Exercise instructions: Reproduce all the material exactly, minus any pictures it holds.

Supplied information:
+ + + + + + +

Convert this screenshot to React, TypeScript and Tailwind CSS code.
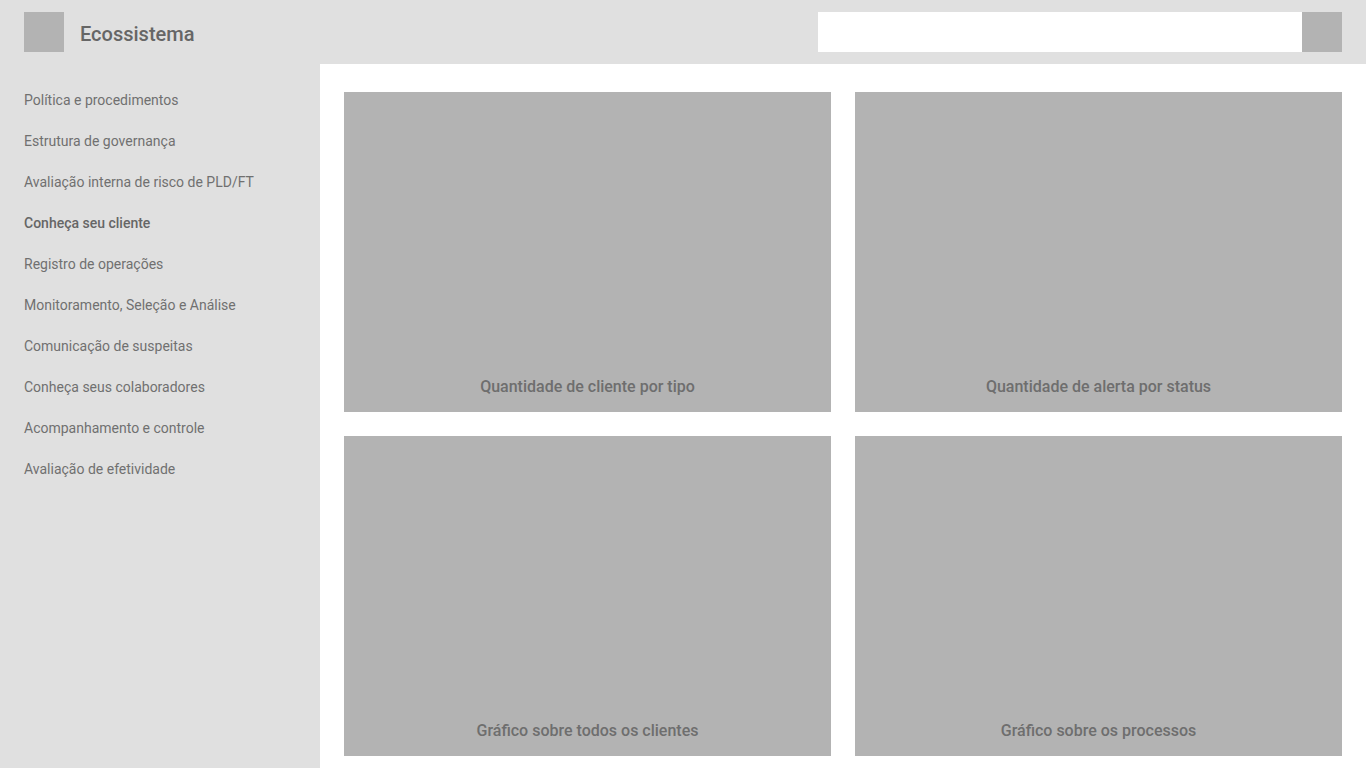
const navItems = [
  { label: "Política e procedimentos" },
  { label: "Estrutura de governança" },
  { label: "Avaliação interna de risco de PLD/FT" },
  { label: "Conheça seu cliente", active: true },
  { label: "Registro de operações" },
  { label: "Monitoramento, Seleção e Análise" },
  { label: "Comunicação de suspeitas" },
  { label: "Conheça seus colaboradores" },
  { label: "Acompanhamento e controle" },
  { label: "Avaliação de efetividade" },
];

const cards = [
  "Quantidade de cliente por tipo",
  "Quantidade de alerta por status",
  "Gráfico sobre todos os clientes",
  "Gráfico sobre os processos",
];

export default function App() {
  return (
    <div className="min-h-screen flex flex-col bg-white" style={{ fontFamily: "Roboto, 'Liberation Sans', sans-serif" }}>
      {/* Header */}
      <header className="h-16 shrink-0 bg-[#e0e0e0] flex items-center px-6">
        <div className="w-10 h-10 bg-[#b3b3b3]" />
        <span className="ml-4 text-[20px] font-medium text-[#666666] mt-[3px]">Ecossistema</span>
        <div className="ml-auto flex">
          <input className="w-[484px] h-10 bg-white outline-none px-3 text-sm" />
          <button className="w-10 h-10 bg-[#b3b3b3]" />
        </div>
      </header>

      <div className="flex flex-1">
        {/* Sidebar */}
        <nav className="w-80 shrink-0 bg-[#e0e0e0] pt-4">
          {navItems.map((item) => (
            <div
              key={item.label}
              className={`h-[41px] flex items-center px-6 text-[14px] ${item.active ? "font-medium text-[#666666]" : "text-[#707070]"}`}
            >
              {item.label}
            </div>
          ))}
        </nav>

        {/* Content */}
        <main className="flex-1 px-6 pt-7 pb-6">
          <div className="grid grid-cols-2 gap-6">
            {cards.map((title) => (
              <div key={title} className="h-80 bg-[#b3b3b3] flex items-end justify-center pb-[13px]">
                <span className="text-[16px] font-medium text-[#6e6e6e]">{title}</span>
              </div>
            ))}
          </div>
        </main>
      </div>
    </div>
  );
}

+ + + + + + +

Answer to the task:
Convert this screenshot to React, TypeScript and Tailwind CSS code.
const navItems = [
  { label: "Política e procedimentos" },
  { label: "Estrutura de governança" },
  { label: "Avaliação interna de risco de PLD/FT" },
  { label: "Conheça seu cliente", active: true },
  { label: "Registro de operações" },
  { label: "Monitoramento, Seleção e Análise" },
  { label: "Comunicação de suspeitas" },
  { label: "Conheça seus colaboradores" },
  { label: "Acompanhamento e controle" },
  { label: "Avaliação de efetividade" },
];

const cards = [
  "Quantidade de cliente por tipo",
  "Quantidade de alerta por status",
  "Gráfico sobre todos os clientes",
  "Gráfico sobre os processos",
];

export default function App() {
  return (
    <div className="min-h-screen flex flex-col bg-white" style={{ fontFamily: "Roboto, 'Liberation Sans', sans-serif" }}>
      {/* Header */}
      <header className="h-16 shrink-0 bg-[#e0e0e0] flex items-center px-6">
        <div className="w-10 h-10 bg-[#b3b3b3]" />
        <span className="ml-4 text-[20px] font-medium text-[#666666] mt-[3px]">Ecossistema</span>
        <div className="ml-auto flex">
          <input className="w-[484px] h-10 bg-white outline-none px-3 text-sm" />
          <button className="w-10 h-10 bg-[#b3b3b3]" />
        </div>
      </header>

      <div className="flex flex-1">
        {/* Sidebar */}
        <nav className="w-80 shrink-0 bg-[#e0e0e0] pt-4">
          {navItems.map((item) => (
            <div
              key={item.label}
              className={`h-[41px] flex items-center px-6 text-[14px] ${item.active ? "font-medium text-[#666666]" : "text-[#707070]"}`}
            >
              {item.label}
            </div>
          ))}
        </nav>

        {/* Content */}
        <main className="flex-1 px-6 pt-7 pb-6">
          <div className="grid grid-cols-2 gap-6">
            {cards.map((title) => (
              <div key={title} className="h-80 bg-[#b3b3b3] flex items-end justify-center pb-[13px]">
                <span className="text-[16px] font-medium text-[#6e6e6e]">{title}</span>
              </div>
            ))}
          </div>
        </main>
      </div>
    </div>
  );
}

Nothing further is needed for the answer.